NYS Faces Court Order For New HAVA Voting Machines
BY RICHARD GENTILVISO
 | | Photo americanhistory.si.edu This voting machine was patented by inventor Alfred J. Gillespie and manufactured by the Standard Voting Machine Company of Rochester, New York, in the late 1890s. |
|
The New York Primary Election for Democratic and Republican presidential candidates will be held on Feb. 5, 2008, one month earlier than in previous presidential election years.
"By moving the primary date to February, we will help secure New York's large and diverse population an influential voice in selecting the 2008 presidential nominees," Governor Eliot Spitzer said last April.
But compliance, or rather lack of compliance, with Federal HAVA (Help American Vote Act) requirements may force New York to move up more than just a date on a calendar.
A December 20 hearing, scheduled before Judge Gary Sharpe in federal court, will determine whether New York has to comply with HAVA mandates requiring up-to-date, handicap accessible voting machines throughout every polling place in the state for the February presidential primary.
"We don't think we can meet that," said Lee Daghlian, a spokesman for the New York State Board of Elections in a November 26 Associated Press [AP] report. "That will be something the judge will have to decide."
In May, Douglas A. Kellner, co-chairman of the Board of Elections, said the old voting machines could be replaced by September 2008, in time for the November '08 presidential election. But that was based on certification of new electronic voting machines by December 2007. A critical obstacle has been uncertainty about the security and reliability of the new machines and conflicts of interest concerning the testing company that certifies them.
The Board of Elections suspended the testing company's working on certification of new voting machines last January after finding the company did not follow appropriate quality control procedures or conduct all proper tests.

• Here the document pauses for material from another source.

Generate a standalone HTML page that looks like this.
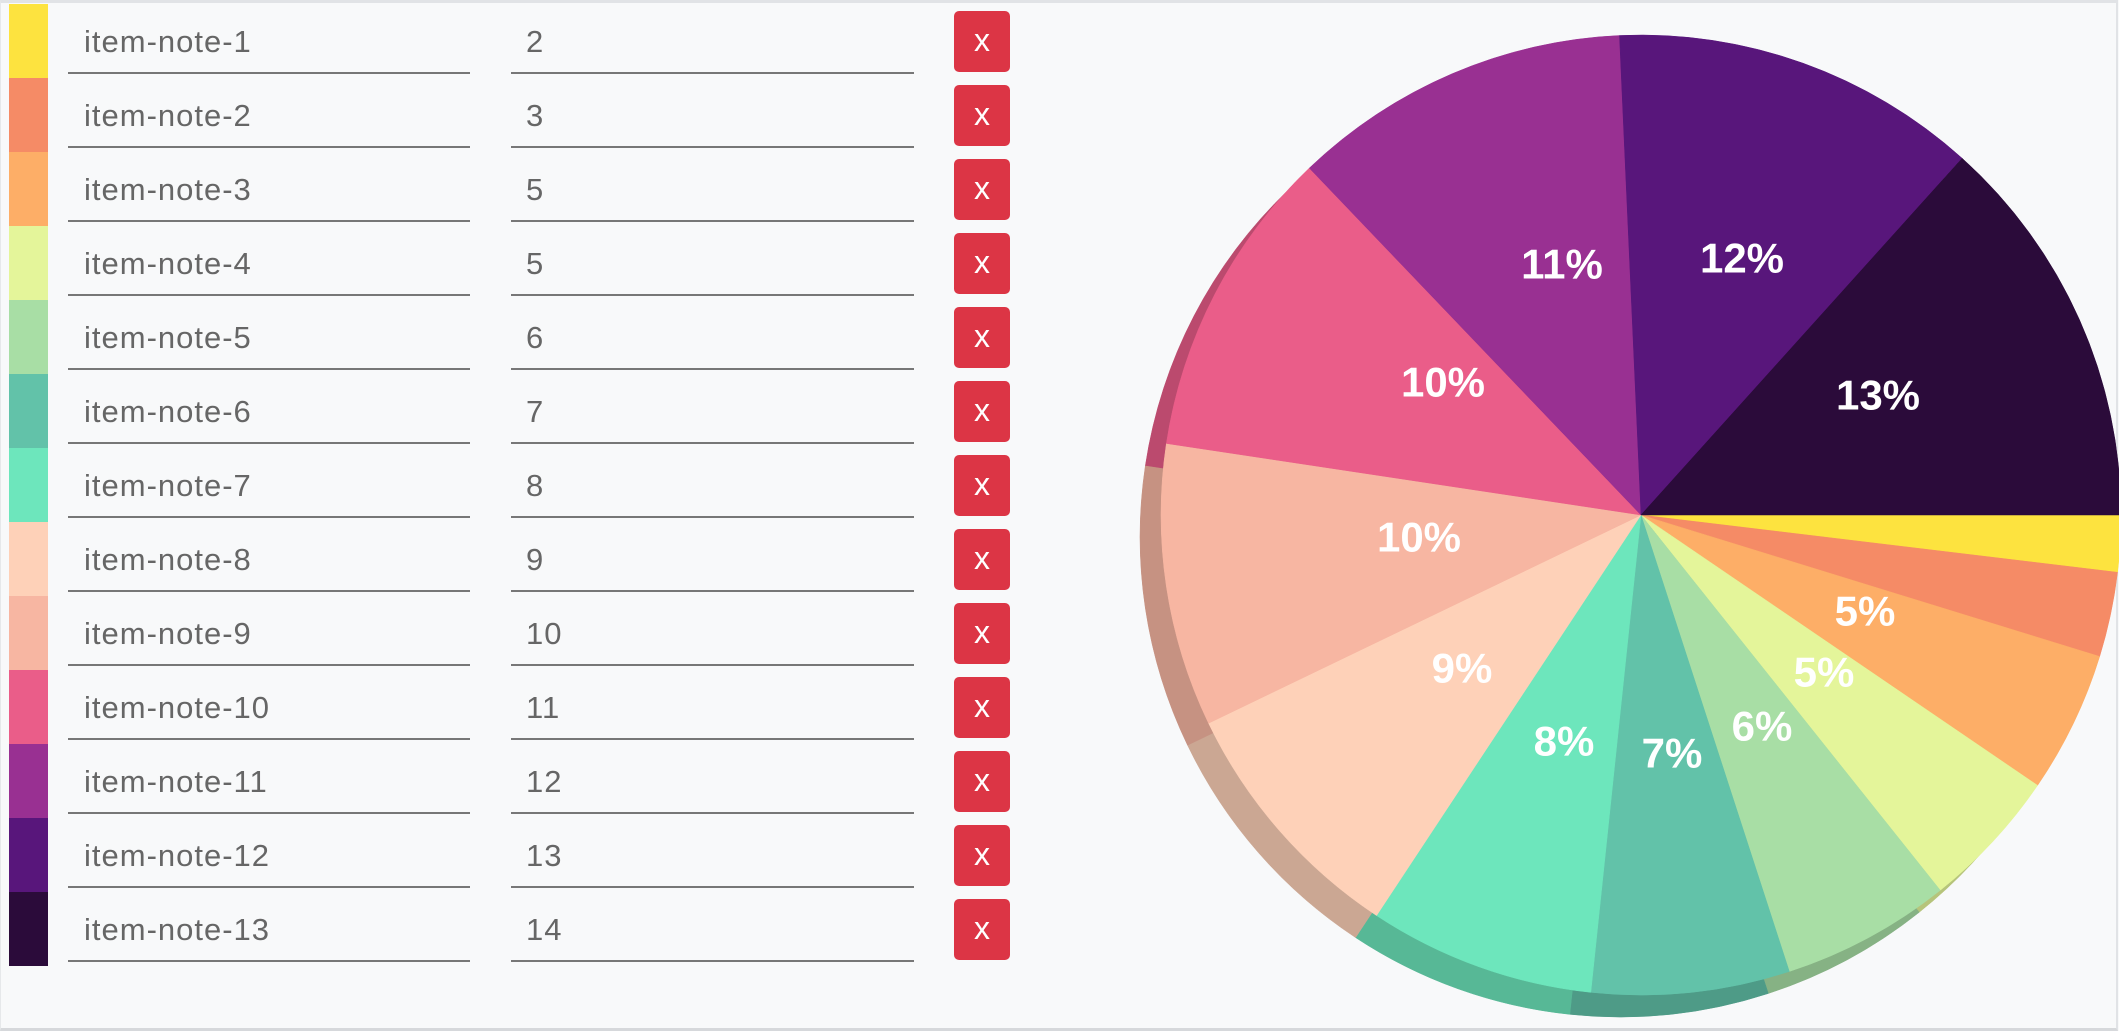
<!DOCTYPE html>
<html><head><meta charset="utf-8"><style>
html,body{margin:0;padding:0;width:2119px;height:1030px;overflow:hidden;background:#f8f9fa;font-family:"Liberation Sans",Arial,sans-serif}
.frame{position:absolute;left:0;top:0;width:2115px;height:1025px;border-top:3px solid #e1e3e6;border-right:2px solid #e1e3e6;border-bottom:3px solid #d6d8db;border-left:1px solid #e6e8ea}
.row{position:absolute;left:0;height:74px;width:1060px}
.sw{position:absolute;left:9px;top:0;width:39px;height:74px}
.in{position:absolute;top:0;height:70px;border-bottom:2px solid #777;color:#666;font-size:31px;letter-spacing:1px;line-height:76px;box-sizing:border-box;padding-left:16px}
.a{left:68px;width:402px}
.b{left:511px;width:403px;padding-left:15px}
.x{position:absolute;left:954px;top:7px;width:56px;height:61px;background:#dc3545;border-radius:5px;color:#fff;font-size:32px;text-align:center;line-height:58px}
svg{position:absolute;left:0;top:0}
</style></head><body>
<div class="frame"></div>
<div class="row" style="top:4px"><div class="sw" style="background:#fde33f"></div><div class="in a">item-note-1</div><div class="in b">2</div><div class="x">x</div></div>
<div class="row" style="top:78px"><div class="sw" style="background:#f58b66"></div><div class="in a">item-note-2</div><div class="in b">3</div><div class="x">x</div></div>
<div class="row" style="top:152px"><div class="sw" style="background:#fdae67"></div><div class="in a">item-note-3</div><div class="in b">5</div><div class="x">x</div></div>
<div class="row" style="top:226px"><div class="sw" style="background:#e4f59a"></div><div class="in a">item-note-4</div><div class="in b">5</div><div class="x">x</div></div>
<div class="row" style="top:300px"><div class="sw" style="background:#a8dea5"></div><div class="in a">item-note-5</div><div class="in b">6</div><div class="x">x</div></div>
<div class="row" style="top:374px"><div class="sw" style="background:#62c2a9"></div><div class="in a">item-note-6</div><div class="in b">7</div><div class="x">x</div></div>
<div class="row" style="top:448px"><div class="sw" style="background:#6de6bc"></div><div class="in a">item-note-7</div><div class="in b">8</div><div class="x">x</div></div>
<div class="row" style="top:522px"><div class="sw" style="background:#fed1b8"></div><div class="in a">item-note-8</div><div class="in b">9</div><div class="x">x</div></div>
<div class="row" style="top:596px"><div class="sw" style="background:#f7b6a2"></div><div class="in a">item-note-9</div><div class="in b">10</div><div class="x">x</div></div>
<div class="row" style="top:670px"><div class="sw" style="background:#ea5d89"></div><div class="in a">item-note-10</div><div class="in b">11</div><div class="x">x</div></div>
<div class="row" style="top:744px"><div class="sw" style="background:#993092"></div><div class="in a">item-note-11</div><div class="in b">12</div><div class="x">x</div></div>
<div class="row" style="top:818px"><div class="sw" style="background:#58167b"></div><div class="in a">item-note-12</div><div class="in b">13</div><div class="x">x</div></div>
<div class="row" style="top:892px"><div class="sw" style="background:#2b0b3a"></div><div class="in a">item-note-13</div><div class="in b">14</div><div class="x">x</div></div>

<svg width="2119" height="1030" viewBox="0 0 2119 1030">
<g id="shadow" transform="translate(-21,22)" style="filter:brightness(0.8)"></g>
<g id="pie"></g>
<g fill="#fff" font-family="Liberation Sans, Arial, sans-serif" font-weight="bold" font-size="42" text-anchor="middle" dominant-baseline="central">
<text x="1865" y="611">5%</text>
<text x="1824" y="672">5%</text>
<text x="1762" y="726">6%</text>
<text x="1672" y="753">7%</text>
<text x="1564" y="741">8%</text>
<text x="1462" y="668">9%</text>
<text x="1419" y="537">10%</text>
<text x="1443" y="382">10%</text>
<text x="1562" y="264">11%</text>
<text x="1742" y="258">12%</text>
<text x="1878" y="395">13%</text>
</g>
</svg>
<script>
(function(){
var v=[2,3,5,5,6,7,8,9,10,11,12,13,14];
var c=["#fde33f","#f58b66","#fdae67","#e4f59a","#a8dea5","#62c2a9","#6de6bc","#fed1b8","#f7b6a2","#ea5d89","#993092","#58167b","#2b0b3a"];
var cx=1641,cy=515,r=480,tot=105,acc=0,ns="http://www.w3.org/2000/svg";
var g1=document.getElementById("pie"),g2=document.getElementById("shadow");
for(var i=0;i<v.length;i++){
 var a0=acc/tot*2*Math.PI;acc+=v[i];var a1=acc/tot*2*Math.PI;
 var d="M"+cx+","+cy+" L"+(cx+r*Math.cos(a0))+","+(cy+r*Math.sin(a0))+" A"+r+","+r+" 0 "+((a1-a0)>Math.PI?1:0)+" 1 "+(cx+r*Math.cos(a1))+","+(cy+r*Math.sin(a1))+" Z";
 [g2,g1].forEach(function(g){var p=document.createElementNS(ns,"path");p.setAttribute("d",d);p.setAttribute("fill",c[i]);p.setAttribute("stroke",c[i]);p.setAttribute("stroke-width","0.5");g.appendChild(p);});
}
})();
</script>
</body></html>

New York is the only state in the country that has not complied with the 2002 HAVA Law, enacted in the aftermath of the hotly contested 2000 presidential election. HAVA requires upgrades of voting systems from old punch-card and pulllever systems.
After numerous previous promises to comply passed, the U.S. Department of Justice sued New York in March 2006. The pull-lever voting machines New York has used for decades don't meet various HAVA guidelines because they aren't accessible to the [visually] disabled, don't leave permanent paper records and don't permit voters to check their votes for accuracy.
"Continued foot dragging in New York state is, in our opinion, an outrage," said Susan Dooha, executive director of the non-profit The Center for Independence of the Disabled in New York in the November 26 AP report.
But David Wagner, a professor of computer science at the University of California at Berkeley, said in a May 8, 2007 New York Times report, "The federal certification process has approved [new] systems that have lost thousands of votes and systems with serious security vulnerabilities."
In February 2007, Florida Governor Charlie Crist announced plans to dump touch-screen machines that many state counties had installed as state-of-the-art after the 2000 vote in Florida. Paper votes counted by optical scanners will be used instead, costing the state $32.5 million.
New York has been considering bids for both touch-screen systems with printers and optical scanners from five companies. New York has submitted two different plans to the court as to how and when it could meet federal HAVA mandates.
"I believe that New York was correctly cautious about converting their lever machines to electronic ones," said Congressmember William Lacy Clay, Jr., chairman of the House Subcommittee on Information Policy, Census and National Archives in the May 7 Times report. "For them to have waited and to have made sure everything is in place is a good thing."